Research from the Gonski Institute for Education reveals parents perceive digital devices as necessary for their kids’ learning but are worried about the distraction and activities they’re missing out on.

Children are more distracted by digital devices in the home, parents report:

Key facts: 

  • More than four in five children own at least one screen-based device that belongs to them, and children own, on average, three digital devices at home. Personal ownership of gadgets starts as young as four years old.
  • Only 46% of parents felt that their child spends a day without digital technology.
  • 73% of parents and grandparents think it is harder to control their child’s digital habits since getting their own screen-based device.
  • 65% of parents agreed that ‘negotiating digital technologies use causes conflicts in our home’.
  • 83% of parents, carers and grandparents felt that their child was negatively distracted by digital technologies.
  • Half of parents said that they would welcome more support from their child’s school to help them and their child to manage digital media and technologies use at home.

More than nine out of ten parents think digital devices negatively distract their own lives, and 83% think their children are also negatively distracted by digital gadgets.

While parents find digital technologies useful in staying connected with their children and keeping them safe, three-quarters of parents think it is difficult to control their child’s digital habits. As many as 65% of parents also admit that negotiating the use of digital media and technologies at home causes conflicts with their children.

“Parents think that digital media and technologies have a dual power of offering children both benefits and drawbacks,” says Professor Pasi Sahlberg, Deputy Director of the Gonski Institute for Education. “Hence, we need smart solutions to address these complex challenges towards sustainable digital wellness for our youth.”
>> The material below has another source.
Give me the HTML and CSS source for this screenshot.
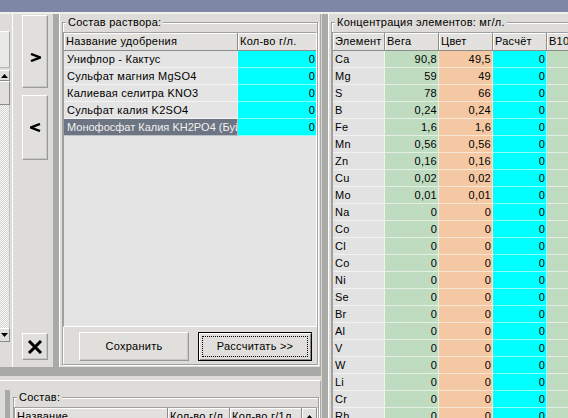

Prof. Sahlberg says perhaps the most worrying finding is that about a third of families allow their children to use their digital devices after bedtime every single day. Furthermore, three of five children who struggle in school regularly sleep with their digital gadgets.

“Although our study is not able to prove that night-time use of smartphone or computer causes difficulties to keep up good learning at school, parents should help their children to fall asleep without technology,” Prof. Sahlberg says.

According to earlier findings, two-thirds of Australian teachers observed more children arriving at school tired and often not ready to learn.

About half of parents surveyed say they would welcome more support from their child’s school to help them and their child to manage digital media and technologies use at home.

“Parents know they need to be role models in the safe and responsible use of digital devices at home, but they still find themselves negatively distracted by digital media and technologies,” says Dr Graham.

The study is also one of the first efforts to include grandparents’ views of their own and their grandchildrens’ digital media habits. Almost four in five grandparents feel they are in control of their own digital technology use, and most would rather see their grandchildren play sports than video games.


Read the Growing Up Digital Australia Phase 2 Technical Report.

Growing Up Digital Australia is part of an international research project, including Harvard Medical School (U.S.) and Alberta Teachers Association (Canada), investigating how digital media and technologies impact children’s wellbeing, health, and eventually learning at school. The report surveyed nearly 2,500 parents, grandparents and caregivers and collected data about more than 5,000 children across Australia on home use of digital devices by young people during the pandemic.